The reviews I'm referring to are the web server reviews that PC Magazine has run for several years. The static page loads described range from one to eight thousand per second or nearly 4 to 25 million per hour. This is up with the busiest sites in the world except such sites rarely serve static pages anymore and surely not off a single server. The May 2000 review doesn't even describe the Linux machine(s) configuration. I doubt any configuration changes would have made the Linux machine faster than Windows 2000 but one has to wonder how well optimized the Windows machine was and what if anything might have been done to improve the Linux machine performance.

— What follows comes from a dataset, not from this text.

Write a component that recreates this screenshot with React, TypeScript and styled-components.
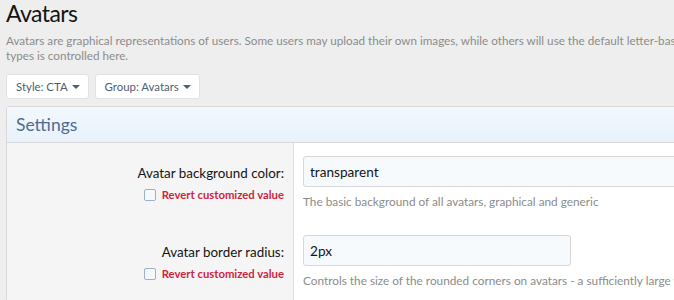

PC Magazine gives both Windows 2000 and Sun Solaris 8 "Editor's Choice" acknowledgment but leading web sites keep picking Apache on various platforms including heavily Linux and FreeBSD as well as Sun. According to Security Space the top 1000 web sites, Apache has 60%, Netscape Enterprise 15% and IIS 11%. They use an interesting weighting system (counting links to the sites like Google does) but every measure I've ever seen, gives Apache approximately a two to one or better lead over IIS. The Security Space rankings are very interesting because they give Apache a much larger relative market share among large web sites than the broader measures that look at millions of web sites. You wouldn't expect Apache or free or open source software to rank well at the larger sites that presumably could afford commercial solutions unless they found a clear overall advantage. As PC Magazine does not even describe the Linux system configuration, one has to wonder what biases are affecting PC Magazines choices and rankings.

Red Hat has built a new web server Tux, for Linux. This is a web server optimized for speed. In June 2001 tests by eWEEK Labs another subsidiary of Ziff Davis, which is also PC Magazine's parent, show Tux to be almost three times as fast as Apache on Linux and more than two and half times as fast as IIS on Windows 2000 (Tux -12,792, Apache - 4,602, IIS - 5,137 transactions per second). This shows the danger of relying on any "benchmark", especially a single application based benchmark, to estimate platform performance. Change the application or the task and you can get totally different results. It's also worth noting that on the "transactions per second" which includes a mixture of static and dynamic content places Apache only modestly behind IIS where the "static page" test shows enormous differences.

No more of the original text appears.